Era prevedibile che, minacciando bocciature, il Ministero intervenisse per prevenire che un gesto ideato per provocare una riflessione collettiva possa diventare di qui in avanti un comodo stratagemma per eludere la prova finale. Ma quello che per noi vale è che l’opportuno ritorno alla «dicitura storica» ora incalza tutti, nei mesi a venire, a prendere la maturità come sfida comune e impegno personale. Non il solo esame, però: conta prendere sul serio l’idea stessa che la vita di tutti, dall’età liceale a quella che ci vede genitori, docenti o educatori in qualunque ambiente, è una ricerca e una costruzione artigianale di un equilibrio che nessuno acquisisce una volta per tutte, come un certificato, ma che può essere l’ambizione di ogni giorno.

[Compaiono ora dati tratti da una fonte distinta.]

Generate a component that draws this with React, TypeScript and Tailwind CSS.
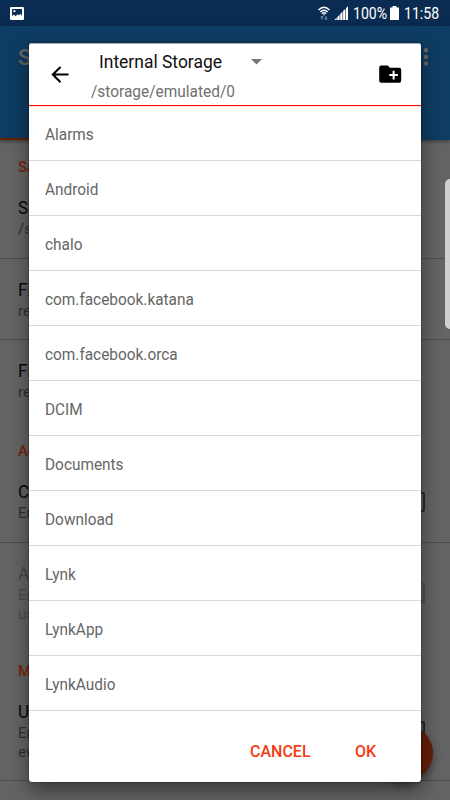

Proposta dalla scuola, la maturità intesa come nuovo paradigma condiviso diventa il cuore di relazioni educative di qualità che legano i figli ai genitori, gli studenti agli insegnanti, i ragazzi a chi orienta la loro vita. Dal decreto ministeriale può tracimare un “patto di maturità” come un orizzonte umano nel quale ognuno impara a riconoscere e ritrovare il suo programma e la propria ambizione, necessariamente connesse a quelle di chi gli è vicino, per vincolo affettivo, scolastico, formativo. Una scuola che assume la maturità di scelte di vita, rapporti personali, sogni di futuro, consapevolezza di sé come passione e impegno è in grado di mobilitare esistenze che non si accontentano di “passare l’esame”, qualunque esso sia, e a qualsiasi età. Siamo molto più di un numero o di un giudizio in fondo a una prova.
Riconoscere tutti questo desiderio di “maturità” che ci accomuna rende anche possibile capirci meglio tra scuola e famiglia, e tra generazioni che spesso non sanno vedere dentro il cuore – proprio e degli altri – la medesima sete di vita vera.